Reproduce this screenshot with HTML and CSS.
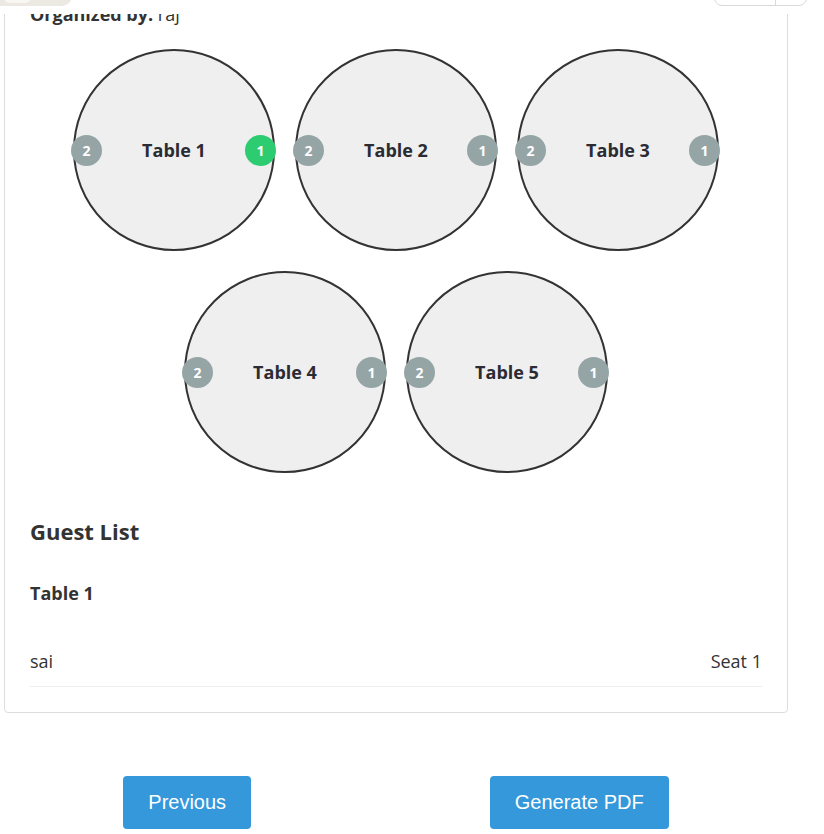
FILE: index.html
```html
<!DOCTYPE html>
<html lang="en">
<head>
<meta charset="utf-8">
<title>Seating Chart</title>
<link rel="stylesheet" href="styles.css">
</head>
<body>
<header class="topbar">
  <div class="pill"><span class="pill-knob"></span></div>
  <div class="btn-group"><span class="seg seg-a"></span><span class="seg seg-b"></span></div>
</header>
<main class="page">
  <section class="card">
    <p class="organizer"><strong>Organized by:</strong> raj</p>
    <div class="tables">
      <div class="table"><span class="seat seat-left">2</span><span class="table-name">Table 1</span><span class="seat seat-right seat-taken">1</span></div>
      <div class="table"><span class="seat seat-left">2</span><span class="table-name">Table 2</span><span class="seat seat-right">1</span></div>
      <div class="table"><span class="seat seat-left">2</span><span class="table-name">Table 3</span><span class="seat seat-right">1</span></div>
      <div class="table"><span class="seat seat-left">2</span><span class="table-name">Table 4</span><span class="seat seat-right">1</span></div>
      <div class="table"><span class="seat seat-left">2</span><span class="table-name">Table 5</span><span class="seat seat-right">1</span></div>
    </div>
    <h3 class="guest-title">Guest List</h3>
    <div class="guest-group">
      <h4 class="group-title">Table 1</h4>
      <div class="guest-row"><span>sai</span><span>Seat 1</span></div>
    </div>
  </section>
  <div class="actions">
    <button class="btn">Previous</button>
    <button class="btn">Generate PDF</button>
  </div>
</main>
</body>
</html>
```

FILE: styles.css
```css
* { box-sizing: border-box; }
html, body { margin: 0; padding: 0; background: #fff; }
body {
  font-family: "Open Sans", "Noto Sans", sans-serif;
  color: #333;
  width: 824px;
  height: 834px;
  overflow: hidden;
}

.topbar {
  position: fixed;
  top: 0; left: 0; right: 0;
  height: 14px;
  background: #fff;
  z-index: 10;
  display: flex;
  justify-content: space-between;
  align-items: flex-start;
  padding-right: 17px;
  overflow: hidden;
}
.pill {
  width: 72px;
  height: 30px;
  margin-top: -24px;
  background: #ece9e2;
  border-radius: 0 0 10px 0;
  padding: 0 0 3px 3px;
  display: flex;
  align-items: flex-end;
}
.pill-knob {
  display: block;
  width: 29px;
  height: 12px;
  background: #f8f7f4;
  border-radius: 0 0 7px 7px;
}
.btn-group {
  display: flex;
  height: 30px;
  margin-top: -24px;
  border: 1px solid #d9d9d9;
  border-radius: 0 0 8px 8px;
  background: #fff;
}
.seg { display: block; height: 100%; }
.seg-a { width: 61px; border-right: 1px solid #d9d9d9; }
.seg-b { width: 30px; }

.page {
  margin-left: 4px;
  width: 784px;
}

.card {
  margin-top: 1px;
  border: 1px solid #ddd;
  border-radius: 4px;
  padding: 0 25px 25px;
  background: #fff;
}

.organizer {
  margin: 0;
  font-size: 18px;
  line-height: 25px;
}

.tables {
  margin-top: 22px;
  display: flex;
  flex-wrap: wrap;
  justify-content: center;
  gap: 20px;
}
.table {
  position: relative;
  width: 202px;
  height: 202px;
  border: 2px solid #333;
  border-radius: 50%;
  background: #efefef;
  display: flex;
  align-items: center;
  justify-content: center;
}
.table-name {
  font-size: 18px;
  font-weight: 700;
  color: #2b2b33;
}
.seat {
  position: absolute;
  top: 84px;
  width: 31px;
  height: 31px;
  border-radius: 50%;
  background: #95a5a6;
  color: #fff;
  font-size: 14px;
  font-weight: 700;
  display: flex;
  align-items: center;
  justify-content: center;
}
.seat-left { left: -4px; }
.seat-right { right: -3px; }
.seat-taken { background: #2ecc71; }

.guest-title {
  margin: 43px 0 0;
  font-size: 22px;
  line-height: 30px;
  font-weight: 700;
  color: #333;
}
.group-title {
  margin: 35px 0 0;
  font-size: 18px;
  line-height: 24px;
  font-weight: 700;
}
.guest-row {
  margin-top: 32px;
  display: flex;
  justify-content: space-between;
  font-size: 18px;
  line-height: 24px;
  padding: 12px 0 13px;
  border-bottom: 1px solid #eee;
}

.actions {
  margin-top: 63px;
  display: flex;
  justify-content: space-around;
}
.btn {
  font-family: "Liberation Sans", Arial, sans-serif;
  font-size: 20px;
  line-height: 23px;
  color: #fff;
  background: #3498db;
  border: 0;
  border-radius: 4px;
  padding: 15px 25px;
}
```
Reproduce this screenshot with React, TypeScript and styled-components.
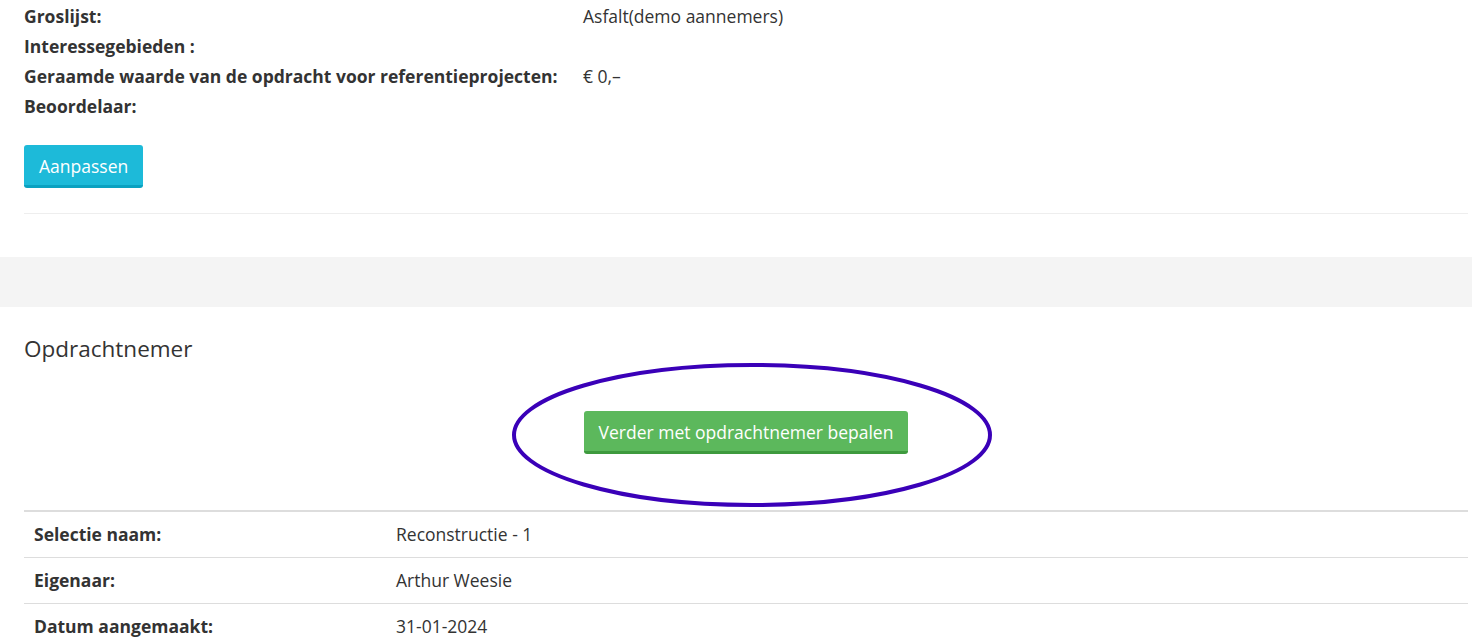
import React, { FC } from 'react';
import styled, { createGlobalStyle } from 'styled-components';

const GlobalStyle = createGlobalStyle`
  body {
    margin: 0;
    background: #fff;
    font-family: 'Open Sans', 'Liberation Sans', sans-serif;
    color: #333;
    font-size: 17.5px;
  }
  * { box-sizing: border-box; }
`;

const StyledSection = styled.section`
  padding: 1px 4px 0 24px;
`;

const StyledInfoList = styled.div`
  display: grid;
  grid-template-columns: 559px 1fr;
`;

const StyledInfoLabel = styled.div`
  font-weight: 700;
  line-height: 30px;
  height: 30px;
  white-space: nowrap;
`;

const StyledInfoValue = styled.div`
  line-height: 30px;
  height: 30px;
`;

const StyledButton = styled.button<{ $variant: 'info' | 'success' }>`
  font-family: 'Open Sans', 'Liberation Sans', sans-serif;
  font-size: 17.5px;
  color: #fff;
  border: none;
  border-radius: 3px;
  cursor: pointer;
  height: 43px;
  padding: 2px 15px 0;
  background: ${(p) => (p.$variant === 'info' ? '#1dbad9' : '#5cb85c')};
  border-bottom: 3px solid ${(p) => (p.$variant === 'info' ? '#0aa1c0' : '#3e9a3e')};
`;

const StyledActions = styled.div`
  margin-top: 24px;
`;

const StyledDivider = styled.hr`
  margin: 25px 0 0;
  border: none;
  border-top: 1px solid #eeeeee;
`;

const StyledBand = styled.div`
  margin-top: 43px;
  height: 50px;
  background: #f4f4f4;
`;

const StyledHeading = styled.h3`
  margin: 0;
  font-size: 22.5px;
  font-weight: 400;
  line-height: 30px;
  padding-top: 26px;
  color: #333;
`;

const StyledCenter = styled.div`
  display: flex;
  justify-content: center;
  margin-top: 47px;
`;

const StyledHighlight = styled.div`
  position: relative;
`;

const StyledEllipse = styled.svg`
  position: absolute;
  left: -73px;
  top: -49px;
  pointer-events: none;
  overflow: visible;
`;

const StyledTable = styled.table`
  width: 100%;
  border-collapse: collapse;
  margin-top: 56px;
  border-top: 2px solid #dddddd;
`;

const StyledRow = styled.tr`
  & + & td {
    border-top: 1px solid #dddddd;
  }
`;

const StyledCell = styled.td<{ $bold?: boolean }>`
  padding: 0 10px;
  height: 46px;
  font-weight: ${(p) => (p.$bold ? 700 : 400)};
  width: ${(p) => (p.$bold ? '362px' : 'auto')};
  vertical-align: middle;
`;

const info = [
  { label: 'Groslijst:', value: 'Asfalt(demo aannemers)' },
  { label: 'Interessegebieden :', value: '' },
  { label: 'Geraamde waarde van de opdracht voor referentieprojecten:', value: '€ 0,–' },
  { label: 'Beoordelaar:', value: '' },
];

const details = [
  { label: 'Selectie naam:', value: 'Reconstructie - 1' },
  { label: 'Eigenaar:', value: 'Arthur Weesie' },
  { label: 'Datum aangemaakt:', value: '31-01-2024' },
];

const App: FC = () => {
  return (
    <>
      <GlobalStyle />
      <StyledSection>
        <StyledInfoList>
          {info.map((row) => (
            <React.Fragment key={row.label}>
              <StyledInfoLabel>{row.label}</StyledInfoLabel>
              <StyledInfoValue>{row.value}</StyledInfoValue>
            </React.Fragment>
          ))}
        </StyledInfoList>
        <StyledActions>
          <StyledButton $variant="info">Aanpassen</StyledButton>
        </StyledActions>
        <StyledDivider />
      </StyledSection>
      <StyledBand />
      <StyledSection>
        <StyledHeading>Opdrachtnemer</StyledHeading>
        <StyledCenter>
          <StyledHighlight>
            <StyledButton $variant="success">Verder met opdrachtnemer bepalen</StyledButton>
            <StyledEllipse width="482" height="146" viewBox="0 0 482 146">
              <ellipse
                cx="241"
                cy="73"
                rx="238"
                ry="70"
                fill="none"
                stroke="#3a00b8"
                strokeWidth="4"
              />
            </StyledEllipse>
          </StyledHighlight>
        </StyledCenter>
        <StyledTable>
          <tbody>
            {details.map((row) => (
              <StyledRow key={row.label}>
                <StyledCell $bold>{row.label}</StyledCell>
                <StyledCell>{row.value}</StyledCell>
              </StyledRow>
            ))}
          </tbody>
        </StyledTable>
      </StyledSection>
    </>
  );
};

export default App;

• Aim
List each line holding the string "Reproduce".

• Written response
Reproduce this screenshot with HTML and CSS.
Reproduce this screenshot with React, TypeScript and styled-components.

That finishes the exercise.